Capital Management
Many Funds, One Idea: Does More Always Mean Diversified or Just Repackaged Repetition?
By Walid Mograbi · · 2 min read
Having more funds available does not automatically diversify your portfolio. If underlying holdings overlap, you may feel more exposed across products while still being concentrated in the same market or sector. This lesson gives a practical method to review each fund’s structure and role before adding it.
What this lesson is about
The core idea is simple: adding funds is only useful when it improves coverage, not when it just multiplies versions of the same exposure.
More funds is not the same as better diversification
Many products can look different, but if their underlying positions overlap, you may pay attention to the number while the risk remains concentrated.
Start with role and methodology
A good investment decision starts with purpose: what role will this fund play, and what is its strategy or benchmark basis?

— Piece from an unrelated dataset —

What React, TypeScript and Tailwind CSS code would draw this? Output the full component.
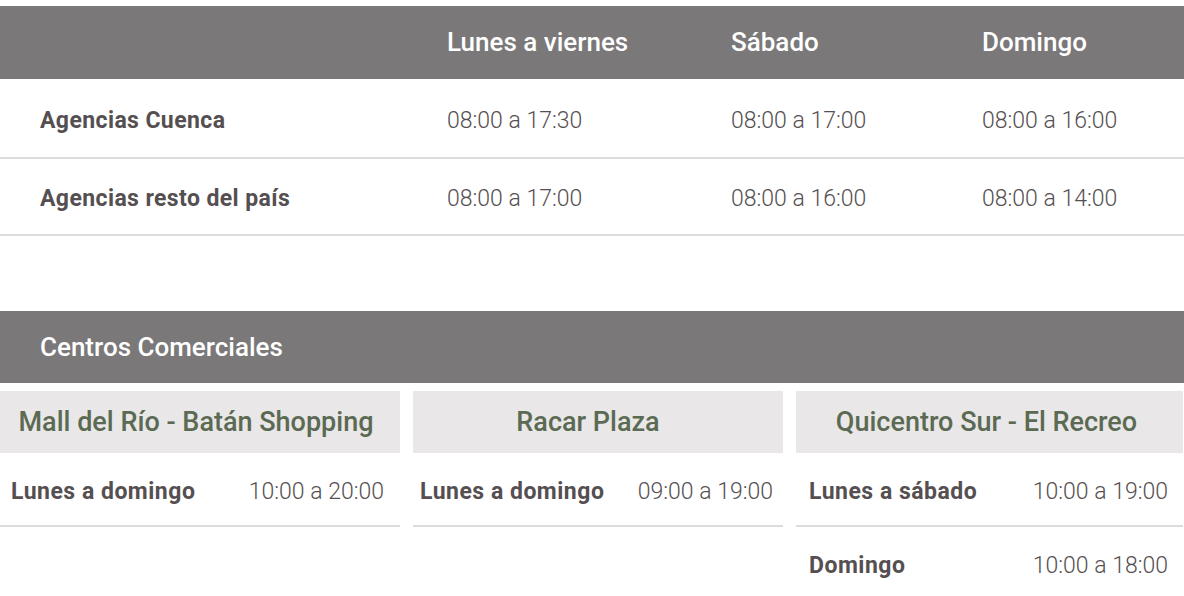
import React from "react";

const font = { fontFamily: "Roboto, 'Noto Sans', sans-serif" };

const topRows = [
  { name: "Agencias Cuenca", a: "08:00 a 17:30", b: "08:00 a 17:00", c: "08:00 a 16:00", h: "h-[80px]" },
  { name: "Agencias resto del país", a: "08:00 a 17:00", b: "08:00 a 16:00", c: "08:00 a 14:00", h: "h-[77px]" },
];

function Row({ label, time, pad }: { label: string; time: string; pad: string }) {
  return (
    <div className={`flex items-center justify-between border-b-2 border-[#dcdcdc] pt-[6px] ${pad}`}>
      <span className="font-bold text-[23px] tracking-[0.5px] text-[#554f51]">{label}</span>
      <span className="font-light text-[23px] text-[#554f51]">{time}</span>
    </div>
  );
}

export default function App() {
  return (
    <div className="w-[1184px] h-[596px] overflow-hidden bg-white pt-[6px]" style={font}>
      {/* Top table */}
      <div className="grid grid-cols-[407px_284px_251px_1fr] h-[73px] items-center bg-[#7a7879] text-white text-[26px] font-medium">
        <div />
        <div className="pl-[40px]">Lunes a viernes</div>
        <div className="pl-[40px]">Sábado</div>
        <div className="pl-[40px]">Domingo</div>
      </div>
      {topRows.map((r) => (
        <div
          key={r.name}
          className={`grid grid-cols-[407px_284px_251px_1fr] ${r.h} items-center border-b-2 border-[#dcdcdc] pt-[6px] text-[23px] text-[#554f51]`}
        >
          <div className="pl-[40px] font-bold tracking-[0.4px]">{r.name}</div>
          <div className="pl-[40px] font-light">{r.a}</div>
          <div className="pl-[40px] font-light">{r.b}</div>
          <div className="pl-[40px] font-light">{r.c}</div>
        </div>
      ))}

      {/* Centros comerciales */}
      <div className="mt-[75px] h-[72px] flex items-center bg-[#7a7879] pl-[40px] text-white text-[26px] font-medium">
        Centros Comerciales
      </div>
      <div className="mt-[8px] grid grid-cols-[400px_370px_387px] gap-x-[13px]">
        <div className="flex flex-col">
          <div className="h-[62px] flex items-center justify-center bg-[#e9e7e8] pr-[8px] text-[#5b6a53] text-[27px] font-medium">
            Mall del Río - Batán Shopping
          </div>
          <Row label="Lunes a domingo" time="10:00 a 20:00" pad="h-[74px] pl-[11px] pr-[16px]" />
        </div>
        <div className="flex flex-col">
          <div className="h-[62px] flex items-center justify-center bg-[#e9e7e8] pr-[20px] text-[#5b6a53] text-[27px] font-medium">
            Racar Plaza
          </div>
          <Row label="Lunes a domingo" time="09:00 a 19:00" pad="h-[74px] pl-[7px] pr-[10px]" />
        </div>
        <div className="flex flex-col">
          <div className="h-[62px] flex items-center justify-center bg-[#e9e7e8] pr-[6px] text-[#5b6a53] text-[27px] font-medium">
            Quicentro Sur - El Recreo
          </div>
          <Row label="Lunes a sábado" time="10:00 a 19:00" pad="h-[74px] pl-[13px] pr-[15px]" />
          <Row label="Domingo" time="10:00 a 18:00" pad="h-[74px] pl-[13px] pr-[15px]" />
        </div>
      </div>
    </div>
  );
}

This is more important than the fund name or branding.
Why hidden overlap is dangerous
A long product menu can create a false sense of spread. You may think you are diversified, yet still stay heavily tied to the same idea, market, or sector.
Practical checklist
- Define the asset role in your portfolio.
- Check the fund structure or index methodology.
- Check overlap with existing holdings.
- Ask if it adds a new economic idea, not a different wrapper.
- If it does not add new exposure, pause before adding.
Before you act
Use this quick test: am I introducing a genuinely new factor or repeating a theme I already hold through another fund? If the answer is repetition, it is usually not true diversification.
Educational reminder
This is educational material meant to support judgment. It is not personal advice, a recommendation, or a guaranteed outcome guarantee.